My second speech at the UNGA was unplanned at a DEVEX event. At this time, I kindly reminded leaders that in just a few days, I would be back in scrubs caring for my patients. I informed them that my patients would likely ask how they’re being represented in rooms such as the UNGA and UNGA sidelines. I also took this time to shift the focus in the room to my fellow healthcare workers in Africa to advocate for their compensation. The driving force behind my
advocacy work is to advocate for all nurses, not only those who reside in the United States. Because of this, I needed to discuss the fact that in Africa, only 14% of community health workers are paid. Bringing this up as a Registered Nurse from the United States sparked a conversation. Why would a nurse from New York use her short time to speak about an issue in another country? Simply, because it matters.
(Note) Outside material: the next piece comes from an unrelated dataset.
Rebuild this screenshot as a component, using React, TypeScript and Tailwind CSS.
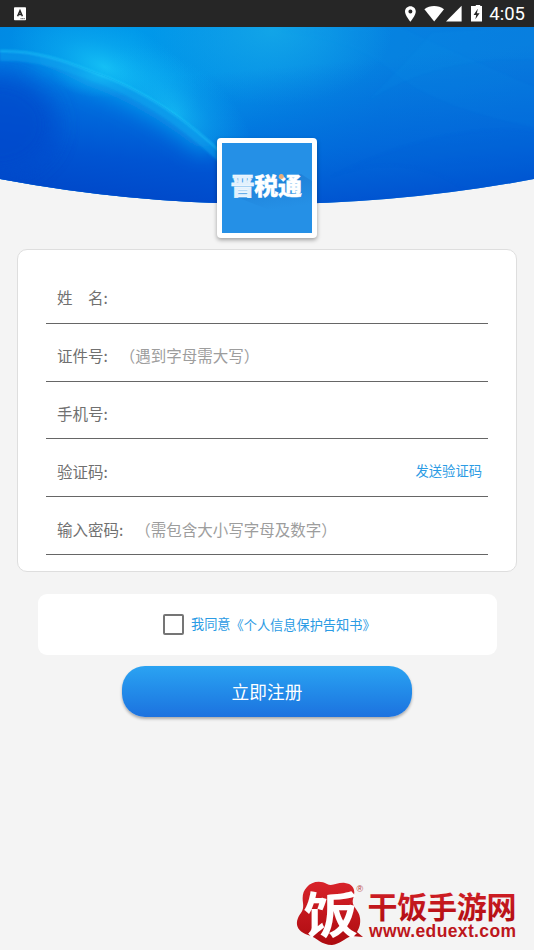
import { useState } from 'react';

interface Field {
  id: string;
  label: string;
  hint?: string;
  action?: string;
}

const FIELDS: Field[] = [
  { id: 'name', label: '姓\u3000名:' },
  { id: 'idNumber', label: '证件号:', hint: '（遇到字母需大写）' },
  { id: 'phone', label: '手机号:' },
  { id: 'code', label: '验证码:', action: '发送验证码' },
  { id: 'password', label: '输入密码:', hint: '（需包含大小写字母及数字）' },
];

function StatusBar() {
  return (
    <header className="flex h-[27px] shrink-0 items-center justify-between bg-[#262626] pl-3.5 pr-[9px] text-white">
      <svg width="12" height="14" viewBox="0 0 12 14">
        <rect y="0.3" width="12" height="13" rx="0.8" fill="#fff" />
        <path d="M3.6 9.3 6 3.6l2.4 5.7M4.4 7.6h3.2" fill="none" stroke="#262626" strokeWidth="1.5" />
        <path d="M6.5 11.7h4.3" stroke="#262626" strokeWidth="0.8" strokeDasharray="1.2 0.4" />
      </svg>
      <div className="flex items-center">
        <svg width="84" height="20" viewBox="0 0 84 20" fill="#fff">
          <path d="M10.4 2.2c-3.1 0-5.4 2.4-5.4 5.4 0 3.8 5.4 10.2 5.4 10.2s5.4-6.4 5.4-10.2c0-3-2.3-5.4-5.4-5.4Zm0 7.4a2 2 0 1 1 0-4 2 2 0 0 1 0 4Z" />
          <path d="M34.2 17.4 24.4 5.3c5.4-4.4 14-4.4 19.6 0Z" />
          <path d="M61.6 1.8v15.6H46Z" />
          <path fillRule="evenodd" d="M74 2h1.8V.9h4.4V2H82v15.5H71V2Zm3.6 3-4 6h2.6l-.8 4.3 4.2-6h-2.7l.9-4.3Z" />
        </svg>
        <span className="ml-[5px] pt-0.5 font-[Roboto,sans-serif] text-[18.5px] leading-[25px]">4:05</span>
      </div>
    </header>
  );
}

function Banner() {
  return (
    <svg className="block h-[178px] w-full" viewBox="0 0 534 178">
      <defs>
        <linearGradient id="sky" x1="0" y1="0" x2="1" y2="0.1">
          <stop offset="0" stopColor="#008ae4" />
          <stop offset="0.25" stopColor="#0099ea" />
          <stop offset="0.5" stopColor="#0490e6" />
          <stop offset="0.75" stopColor="#0680e0" />
          <stop offset="1" stopColor="#087cde" />
        </linearGradient>
        <linearGradient id="fade" x1="0.35" y1="0" x2="0.62" y2="1">
          <stop offset="0.25" stopColor="#0060d8" stopOpacity="0" />
          <stop offset="0.7" stopColor="#0060d8" stopOpacity="0.7" />
          <stop offset="1" stopColor="#0050cf" stopOpacity="0.95" />
        </linearGradient>
        <radialGradient id="glow">
          <stop offset="0" stopColor="#1bcdf9" />
          <stop offset="0.5" stopColor="#12b8f4" stopOpacity="0.5" />
          <stop offset="1" stopColor="#10b4f4" stopOpacity="0" />
        </radialGradient>
        <radialGradient id="topGlow">
          <stop offset="0" stopColor="#14a8e8" stopOpacity="0.85" />
          <stop offset="1" stopColor="#14a4ea" stopOpacity="0" />
        </radialGradient>
        <linearGradient id="planet" x1="0.35" y1="0" x2="0.15" y2="1">
          <stop offset="0" stopColor="#0084e6" />
          <stop offset="0.35" stopColor="#006cdd" />
          <stop offset="0.65" stopColor="#0054d2" />
          <stop offset="1" stopColor="#0044c6" />
        </linearGradient>
        <filter id="soft" x="-20%" y="-30%" width="140%" height="160%">
          <feGaussianBlur stdDeviation="11" />
        </filter>
        <filter id="edge">
          <feGaussianBlur stdDeviation="1.2" />
        </filter>
        <clipPath id="curve">
          <path d="M0 0H534V152Q267 202 0 152Z" />
        </clipPath>
        <clipPath id="disc">
          <path d="M0 24C35 23 65 34 93 45C143 62 190 95 226 130Q248 152 262 180H0Z" />
        </clipPath>
      </defs>
      <g clipPath="url(#curve)">
        <rect width="534" height="180" fill="url(#sky)" />
        <ellipse cx="272" cy="4" rx="120" ry="75" fill="url(#topGlow)" />
        <rect width="534" height="180" fill="url(#fade)" />
        <ellipse cx="105" cy="40" rx="100" ry="48" transform="rotate(22 105 40)" fill="url(#glow)" opacity="0.75" />
        <ellipse cx="175" cy="86" rx="90" ry="50" transform="rotate(38 175 86)" fill="url(#glow)" opacity="0.6" />
        <path d="M280 4Q355 12 395 46T534 100V60Q440 20 400 0Z" fill="#0e96e8" opacity="0.09" filter="url(#edge)" />
        <path d="M432 6Q410 32 370 72Q440 28 534 32V0Z" fill="#1099ea" opacity="0.1" filter="url(#edge)" />
        <path d="M330 150Q410 120 470 167L534 150V104Q440 94 330 150Z" fill="#005cd8" opacity="0.15" filter="url(#edge)" />
        <g clipPath="url(#disc)">
          <rect y="20" width="270" height="160" fill="url(#planet)" />
          <ellipse cx="-5" cy="98" rx="62" ry="52" fill="#004acb" opacity="0.75" filter="url(#soft)" />
          <path d="M40 22C65 30 75 36 93 45C143 62 190 95 214 116" fill="none" stroke="#089cec" strokeWidth="30" filter="url(#soft)" />
          <path
            d="M0 28C35 27 65 37 93 48C143 65 186 96 222 130"
            fill="none"
            stroke="#0aa4ee"
            strokeWidth="12"
            opacity="0.5"
            filter="url(#edge)"
          />
          <ellipse cx="104" cy="47" rx="52" ry="24" fill="url(#glow)" opacity="0.6" />
        </g>
        <path
          d="M0 24C35 23 65 34 93 45C143 62 190 95 226 130"
          fill="none"
          stroke="#20cdfb"
          strokeWidth="2"
          opacity="0.6"
          filter="url(#edge)"
        />
      </g>
    </svg>
  );
}

function AppLogo() {
  return (
    <div className="relative z-10 mx-auto -mt-[67px] h-[100px] w-[100px] rounded-[4px] bg-white p-[5px] shadow-[0_2px_4px_rgba(0,0,0,0.35)]">
      <svg className="block h-[90px] w-[90px]" viewBox="0 0 90 90">
        <defs>
          <linearGradient id="logoShade" x1="0" y1="0" x2="0.3" y2="1">
            <stop offset="0" stopColor="#1b78cf" />
            <stop offset="1" stopColor="#2590e6" />
          </linearGradient>
        </defs>
        <rect width="90" height="90" fill="#2590e6" />
        <path d="M12 53 79 31l11 7v31L50 68Z" fill="url(#logoShade)" opacity="0.8" />
        <text
          x="8.6"
          y="52"
          fontSize="24"
          fontWeight="900"
          textLength="71.5"
          fill="#fff"
          stroke="#fff"
          strokeWidth="0.3"
          fontFamily="'Noto Sans CJK SC', sans-serif"
        >
          <tspan fill="#e2f1fd">晋</tspan>税通
        </text>
        <circle cx="59.3" cy="33.4" r="2.5" fill="#e9ae7b" />
      </svg>
    </div>
  );
}

function FieldRow({ field }: { field: Field }) {
  return (
    <div className="flex h-[57.8px] items-end border-b border-[#666] pb-[11.4px] pl-[11px] pr-1.5">
      <label htmlFor={field.id} className="shrink-0 whitespace-pre text-[15.5px] leading-7 text-[#707070]">
        {field.label}
      </label>
      <input
        id={field.id}
        placeholder={field.hint}
        className="ml-3 h-7 min-w-0 flex-1 bg-transparent text-[15.5px] leading-7 text-[#555] outline-none placeholder:text-[#9d9d9d]"
      />
      {field.action && (
        <button type="button" className="shrink-0 text-[13.3px] leading-7 text-[#2b9be4]">
          {field.action}
        </button>
      )}
    </div>
  );
}

function SiteMark() {
  return (
    <div className="absolute bottom-0 right-4">
      <svg className="block" width="222" height="78" viewBox="0 -6 222 78">
        <defs>
          <linearGradient id="red" x1="0" y1="0" x2="0" y2="1">
            <stop offset="0" stopColor="#d8232a" />
            <stop offset="1" stopColor="#ad0b10" />
          </linearGradient>
        </defs>
        <path
          d="M11 9C15 4 24 2 31 6C36 9 42 4 49 5C58 6 60 13 57 21C55 29 63 31 64 40C65 48 62 52 61 54L67 59L55 58C48 61 44 66 36 67C25 67 22 60 12 57C2 54 -1 47 2 40C5 34 8 33 7 25C6 18 7 13 11 9Z"
          fill="url(#red)"
        />
        <text
          transform="translate(7.5 54.5) scale(1.12 1)"
          fontSize="49"
          fontWeight="700"
          fill="#fff"
          fontFamily="'Noto Sans CJK SC', sans-serif"
        >
          饭
        </text>
        <text x="60.5" y="14" fontSize="9" fill="#b7383b" fontFamily="'Liberation Sans', sans-serif">
          ®
        </text>
        <text
          x="71.5"
          y="39.5"
          fontSize="30"
          fontWeight="700"
          textLength="149"
          fill="url(#red)"
          fontFamily="'Noto Sans CJK SC', sans-serif"
        >
          干饭手游网
        </text>
        <text
          x="73"
          y="59"
          fontSize="17.5"
          fontWeight="700"
          textLength="147"
          fill="#bd171c"
          fontFamily="'Liberation Sans', sans-serif"
        >
          www.eduext.com
        </text>
      </svg>
    </div>
  );
}

export default function App() {
  const [agreed, setAgreed] = useState(false);

  return (
    <div className="relative flex h-[950px] w-[534px] flex-col overflow-hidden bg-[#f4f4f4] font-['Noto_Sans_CJK_SC',sans-serif]">
      <StatusBar />
      <Banner />
      <AppLogo />

      <form className="mx-[17px] mt-[11px]" onSubmit={e => e.preventDefault()}>
        {/* Registration fields */}
        <section className="h-[323px] rounded-[10px] border border-[#dedede] bg-white px-7 pt-4">
          {FIELDS.map(field => (
            <FieldRow key={field.id} field={field} />
          ))}
        </section>

        {/* Privacy notice */}
        <label className="ml-[21px] mr-5 mt-[22px] flex h-[61px] items-center rounded-[9px] bg-white pl-[125px] text-[13.2px] text-[#2b9be4]">
          <input
            type="checkbox"
            checked={agreed}
            onChange={e => setAgreed(e.target.checked)}
            className="mr-[7px] h-[21px] w-[21px] appearance-none rounded-[2px] border-2 border-[#757575] checked:bg-[#2b9be4]"
          />
          <span className="pb-px">我同意</span>
          <span>《个人信息保护告知书》</span>
        </label>

        <button
          type="submit"
          className="mx-auto mt-[11px] block h-[51px] w-[290px] rounded-[23px] bg-gradient-to-b from-[#2ba3f2] to-[#1d72df] text-[17.7px] text-white shadow-[0_2px_3px_rgba(0,0,0,0.3)]"
        >
          立即注册
        </button>
      </form>

      <SiteMark />
    </div>
  );
}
My speeches were referenced several times throughout the remainder of the week by several presidents, leaders, and CEOs. Will my words change the law or the world? Maybe. Maybe not. They did, however, change viewpoints within the room. They changed the direction of conversations and sparked ideas in rooms where the power of change is realistic, possible, and attainable.
During United States President Biden’s UNGA address, he stated,” We’re not passive witnesses to history; we are the authors of history.” Nurses know that documentation is key. As nurses, we document our assessments, interventions, and numerical data not only because it is the law, but because we are proud of what we’ve done for our patients. As nurses on the frontlines and elected officials at the UNGA, all of our actions are currently being documented in
future history books. Will we be proud of what’s published?
If there is one piece of advice that I would give others looking to get involved in advocacy work, it would be to simply begin. It doesn’t need to be at a grand assembly or meeting with CEOs, Presidents, and world leaders. Anyone can begin with a simple action, tweet, or promise. I began by joining the Nursing Now Challenge network, which in turn amplified my voice across over 150 countries and drove my presence at the 77th United Nations General Assembly events. Imagine what would happen if a profession of twenty-eight million nurses joined forces to drive change for humanity. I remain hopeful knowing that soon, we’ll find out.